Consider the code below:
std::atomic<int> a = 100;
---
CPU 0:
a.store(101, std::memory_order_relaxed);
---
CPU 1:
int tmp = a.load(std::memory_order_relaxed); // Assume `tmp` is 101.
Let's assume that CPU 0 happens to store to a
earlier in time before CPU 1 loads a
(whether the load is reordered or not). Thus, in this scenario, tmp
will be 101 instead of 100.
If the MOESI coherence protocol is used, then when CPU 0 stores to a
, CPU 0 acquires the cache line in modified (M) mode. The store goes to CPU 0's store buffer. If CPU 1 had the cache line in its own cache, then its copy of the cache line transitions to invalid (I) mode.
When CPU 1 loads a
, the cache line is transitioned to shared (S) mode (or maybe owned (O) mode).
Assume that a
is still in CPU 0's store buffer when CPU 1 loads a
. Given that CPU 1 cannot read CPU 0's store buffer, then when CPU 1 reads the cache line with a
, does this imply that CPU 0's store buffer is flushed (or at least, the cache line with a
is flushed from CPU 0's store buffer)?
If the flush did not happen, then this implies that both CPU 0 and CPU 1 both have the cache line in shared (S) mode, but CPU 0 sees a
with the value of 101 and CPU 1 sees a
with a value of 100.
Note: I am asking about MOESI while each microarchitecture implements its own coherence protocol. I would imagine that this concern is handled similarly in most microarchitectures though.
Store buffers aren't snooped by loads from other cores; they're private. Stores become globally visible when they commit from the store buffer to L1d cache. (The core has to get MESI exclusive ownership of the line before it can do that, E or M state.)
This has to wait until after the store instruction has graduated, aka retired from the ROB (ReOrder Buffer) so it's known to be non-speculative. A store buffer is necessary to allow speculative execution of stores, containing to this core the speculative state that might need to be rolled back if mis-speculation is detected (e.g. a branch mispredict or a fault in an earlier instruction).
A core can see its own stores (via store forwarding) before they become globally visible (to any other cores). This "reordering" is somewhat separate from the usual StoreLoad reordering introduced by a store buffer when later loads are to different addresses.

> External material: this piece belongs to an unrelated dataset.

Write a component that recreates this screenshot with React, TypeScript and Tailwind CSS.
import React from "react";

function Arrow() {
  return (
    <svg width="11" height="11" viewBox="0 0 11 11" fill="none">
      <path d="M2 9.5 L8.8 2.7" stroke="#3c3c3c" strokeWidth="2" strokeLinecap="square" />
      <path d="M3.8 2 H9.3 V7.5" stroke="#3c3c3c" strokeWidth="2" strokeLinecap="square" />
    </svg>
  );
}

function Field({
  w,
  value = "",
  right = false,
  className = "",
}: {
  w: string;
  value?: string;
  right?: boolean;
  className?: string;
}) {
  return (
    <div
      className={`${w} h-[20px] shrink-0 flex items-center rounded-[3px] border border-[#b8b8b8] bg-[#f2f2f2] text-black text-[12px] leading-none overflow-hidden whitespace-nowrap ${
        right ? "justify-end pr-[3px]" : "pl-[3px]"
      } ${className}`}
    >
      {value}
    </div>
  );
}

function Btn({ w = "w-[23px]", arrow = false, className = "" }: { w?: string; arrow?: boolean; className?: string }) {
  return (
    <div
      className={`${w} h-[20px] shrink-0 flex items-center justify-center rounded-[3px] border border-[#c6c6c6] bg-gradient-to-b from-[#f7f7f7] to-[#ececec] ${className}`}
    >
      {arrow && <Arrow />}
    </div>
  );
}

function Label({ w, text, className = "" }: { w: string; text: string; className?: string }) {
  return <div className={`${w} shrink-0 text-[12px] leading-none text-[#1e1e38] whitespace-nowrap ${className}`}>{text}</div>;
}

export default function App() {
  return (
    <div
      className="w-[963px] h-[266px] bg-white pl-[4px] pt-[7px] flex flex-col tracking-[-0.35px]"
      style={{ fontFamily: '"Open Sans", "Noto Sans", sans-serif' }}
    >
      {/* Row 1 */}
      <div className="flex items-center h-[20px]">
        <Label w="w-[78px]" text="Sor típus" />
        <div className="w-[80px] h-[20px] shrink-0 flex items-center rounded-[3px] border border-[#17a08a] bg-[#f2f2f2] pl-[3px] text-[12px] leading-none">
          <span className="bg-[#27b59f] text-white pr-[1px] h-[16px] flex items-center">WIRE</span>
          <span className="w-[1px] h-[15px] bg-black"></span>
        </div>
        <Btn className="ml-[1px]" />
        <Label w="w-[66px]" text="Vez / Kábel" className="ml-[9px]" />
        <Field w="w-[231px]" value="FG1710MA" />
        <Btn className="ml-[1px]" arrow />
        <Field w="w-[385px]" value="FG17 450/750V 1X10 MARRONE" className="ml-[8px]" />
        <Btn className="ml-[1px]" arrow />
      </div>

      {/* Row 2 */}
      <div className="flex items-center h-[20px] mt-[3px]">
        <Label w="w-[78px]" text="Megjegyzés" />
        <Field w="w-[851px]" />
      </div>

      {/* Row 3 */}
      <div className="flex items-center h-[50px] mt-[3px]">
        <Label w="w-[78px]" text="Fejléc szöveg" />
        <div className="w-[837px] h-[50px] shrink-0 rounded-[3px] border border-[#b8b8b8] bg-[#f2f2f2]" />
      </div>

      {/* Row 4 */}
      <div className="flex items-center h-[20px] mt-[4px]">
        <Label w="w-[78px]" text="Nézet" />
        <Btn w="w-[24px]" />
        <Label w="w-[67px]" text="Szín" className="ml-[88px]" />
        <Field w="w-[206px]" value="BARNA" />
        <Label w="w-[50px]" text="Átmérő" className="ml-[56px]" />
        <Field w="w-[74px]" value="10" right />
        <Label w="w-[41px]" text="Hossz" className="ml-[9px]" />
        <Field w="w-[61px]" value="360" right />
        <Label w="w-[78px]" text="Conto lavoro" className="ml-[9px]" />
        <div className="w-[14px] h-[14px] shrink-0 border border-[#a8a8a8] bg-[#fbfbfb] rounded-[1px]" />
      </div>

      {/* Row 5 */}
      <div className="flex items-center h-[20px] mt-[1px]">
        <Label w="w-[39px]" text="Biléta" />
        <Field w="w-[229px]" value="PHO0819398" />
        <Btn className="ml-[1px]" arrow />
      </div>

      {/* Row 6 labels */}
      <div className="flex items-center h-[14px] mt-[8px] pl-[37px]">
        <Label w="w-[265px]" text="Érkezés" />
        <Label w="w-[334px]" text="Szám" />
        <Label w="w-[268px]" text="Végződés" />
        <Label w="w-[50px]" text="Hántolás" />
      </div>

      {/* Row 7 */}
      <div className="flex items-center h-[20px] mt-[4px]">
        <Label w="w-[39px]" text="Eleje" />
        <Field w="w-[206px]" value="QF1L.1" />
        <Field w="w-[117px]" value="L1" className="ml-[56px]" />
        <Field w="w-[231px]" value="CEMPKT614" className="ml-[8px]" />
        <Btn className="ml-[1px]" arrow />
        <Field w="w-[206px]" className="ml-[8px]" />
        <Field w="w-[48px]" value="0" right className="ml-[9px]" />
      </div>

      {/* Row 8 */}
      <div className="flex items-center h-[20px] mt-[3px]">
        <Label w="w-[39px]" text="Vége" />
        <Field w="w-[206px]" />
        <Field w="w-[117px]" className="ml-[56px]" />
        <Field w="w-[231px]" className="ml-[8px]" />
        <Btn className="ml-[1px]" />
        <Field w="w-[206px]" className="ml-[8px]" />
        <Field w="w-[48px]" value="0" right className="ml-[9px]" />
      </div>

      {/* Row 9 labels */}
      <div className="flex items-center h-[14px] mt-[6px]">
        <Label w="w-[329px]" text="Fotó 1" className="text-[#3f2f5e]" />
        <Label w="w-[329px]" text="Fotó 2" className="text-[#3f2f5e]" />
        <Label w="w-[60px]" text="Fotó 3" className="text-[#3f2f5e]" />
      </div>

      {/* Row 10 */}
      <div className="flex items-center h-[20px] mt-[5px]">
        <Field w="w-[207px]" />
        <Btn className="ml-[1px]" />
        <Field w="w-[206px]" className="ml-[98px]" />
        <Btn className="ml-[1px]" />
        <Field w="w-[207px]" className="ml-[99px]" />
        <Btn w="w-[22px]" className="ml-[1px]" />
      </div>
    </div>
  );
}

See also Globally Invisible load instructions for some discussion of it. (And fun corner cases like a load that partially overlaps with a store seeing a value that no other core could ever have seen.)
x86's TSO memory model is program order with a store buffer + store forwarding1 for each core's accesses to coherent shared cache. (See Preshing's analogy, Memory Barriers Are Like Source Control Operations.) It's important to mention store-forwarding, because it can produce effects you wouldn't see if a load that "hit" an address already in the store buffer just stalled until the store buffer committed to cache.

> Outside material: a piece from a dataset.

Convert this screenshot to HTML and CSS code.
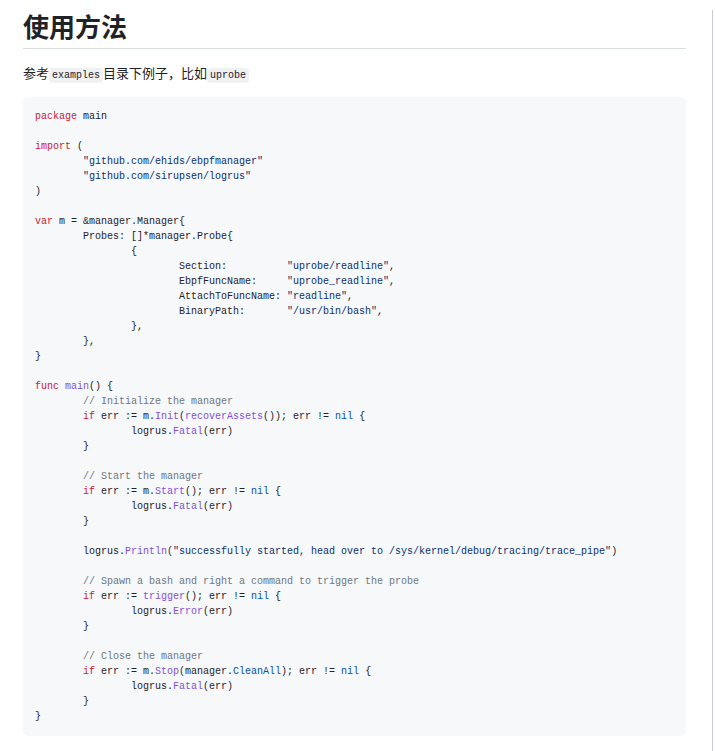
FILE: index.html
```html
<!DOCTYPE html>
<html lang="zh">
<head>
<meta charset="utf-8">
<link rel="stylesheet" href="styles.css">
</head>
<body>
<div class="page">
<article class="markdown">
<h2 class="title">使用方法</h2>
<p class="para">参考<code class="inline">examples</code>目录下例子，比如<code class="inline">uprobe</code></p>
<pre class="code"><code class="ln"><span class="k">package</span> main</code><code class="ln"></code><code class="ln"><span class="k">import</span> (</code><code class="ln">        <span class="s">"github.com/ehids/ebpfmanager"</span></code><code class="ln">        <span class="s">"github.com/sirupsen/logrus"</span></code><code class="ln">)</code><code class="ln"></code><code class="ln"><span class="k">var</span> m = &amp;manager.Manager{</code><code class="ln">        Probes: []*manager.Probe{</code><code class="ln">                {</code><code class="ln">                        Section:          <span class="s">"uprobe/readline"</span>,</code><code class="ln">                        EbpfFuncName:     <span class="s">"uprobe_readline"</span>,</code><code class="ln">                        AttachToFuncName: <span class="s">"readline"</span>,</code><code class="ln">                        BinaryPath:       <span class="s">"/usr/bin/bash"</span>,</code><code class="ln">                },</code><code class="ln">        },</code><code class="ln">}</code><code class="ln"></code><code class="ln"><span class="k">func</span> <span class="f">main</span>() {</code><code class="ln">        <span class="c">// Initialize the manager</span></code><code class="ln">        <span class="k">if</span> err := m.<span class="f">Init</span>(<span class="f">recoverAssets</span>()); err != <span class="n">nil</span> {</code><code class="ln">                logrus.<span class="f">Fatal</span>(err)</code><code class="ln">        }</code><code class="ln"></code><code class="ln">        <span class="c">// Start the manager</span></code><code class="ln">        <span class="k">if</span> err := m.<span class="f">Start</span>(); err != <span class="n">nil</span> {</code><code class="ln">                logrus.<span class="f">Fatal</span>(err)</code><code class="ln">        }</code><code class="ln"></code><code class="ln">        logrus.<span class="f">Println</span>(<span class="s">"successfully started, head over to /sys/kernel/debug/tracing/trace_pipe"</span>)</code><code class="ln"></code><code class="ln">        <span class="c">// Spawn a bash and right a command to trigger the probe</span></code><code class="ln">        <span class="k">if</span> err := <span class="f">trigger</span>(); err != <span class="n">nil</span> {</code><code class="ln">                logrus.<span class="f">Error</span>(err)</code><code class="ln">        }</code><code class="ln"></code><code class="ln">        <span class="c">// Close the manager</span></code><code class="ln">        <span class="k">if</span> err := m.<span class="f">Stop</span>(manager.<span class="n">CleanAll</span>); err != <span class="n">nil</span> {</code><code class="ln">                logrus.<span class="f">Fatal</span>(err)</code><code class="ln">        }</code><code class="ln">}</code></pre>
</article>
</div>
</body>
</html>
```

FILE: styles.css
```css
html, body {
  margin: 0;
  padding: 0;
  background: #ffffff;
}

body {
  width: 715px;
  color: #1f2328;
  font-family: "Noto Sans CJK SC", "Noto Sans", "Liberation Sans", sans-serif;
}

.page {
  box-sizing: border-box;
  width: 713px;
  min-height: 751px;
  padding: 0 26px 0 23px;
  border-right: 1px solid #c9ccd1;
}

.markdown {
  width: 663px;
}

.title {
  margin: 10px 0 0 0;
  padding-bottom: 6px;
  border-bottom: 1px solid #d8dee4;
  font-size: 26px;
  line-height: 32px;
  font-weight: 700;
  color: #1f2328;
}

.para {
  margin: 14px 0 12px 0;
  font-size: 13px;
  line-height: 19px;
}

.inline {
  font-family: "Liberation Mono", "DejaVu Sans Mono", monospace;
  font-size: 10px;
  padding: 2px 3px;
  border-radius: 4px;
  background: #eff1f3;
  color: #1f2328;
}

.code {
  margin: 0;
  padding: 12px 12px;
  background: #f6f8fa;
  border-radius: 5px;
  font-family: "Liberation Mono", "DejaVu Sans Mono", monospace;
  font-size: 10px;
  line-height: 15px;
  color: #1f2328;
  white-space: pre;
  overflow: hidden;
}

.ln {
  display: block;
  height: 15px;
  font-family: inherit;
  font-size: inherit;
  line-height: 15px;
  white-space: pre;
}

.k { color: #cf222e; }
.s { color: #0a3069; }
.f { color: #8250df; }
.c { color: #6e7781; }
.n { color: #0550ae; }
```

A cache line has to be exclusively owned before the store can commit to L1d (and become globally visible), but store forwarding to this core's own loads can happen without that.
(On most architectures, commit to L1d and MESI coherency is the only way for a store to become visible outside the current core at all. But PowerPC allows forwarding "graduated" stores to the other logical SMT cores, making IRIW reordering possible.)
Footnote 1: This is what 486 or P5 Pentium "naturally" did, with in-order pipelines and a store buffer, before an x86 memory model was really documented. P6 took pains not to introduce any new memory-reordering to avoid breaking existing multi-threaded code. It speculatively loads early, but rolls back with a memory-order mis-speculation pipeline nuke if it detects that the cache line has been invalidated between when it actually loaded and when it's architecturally allowed to load.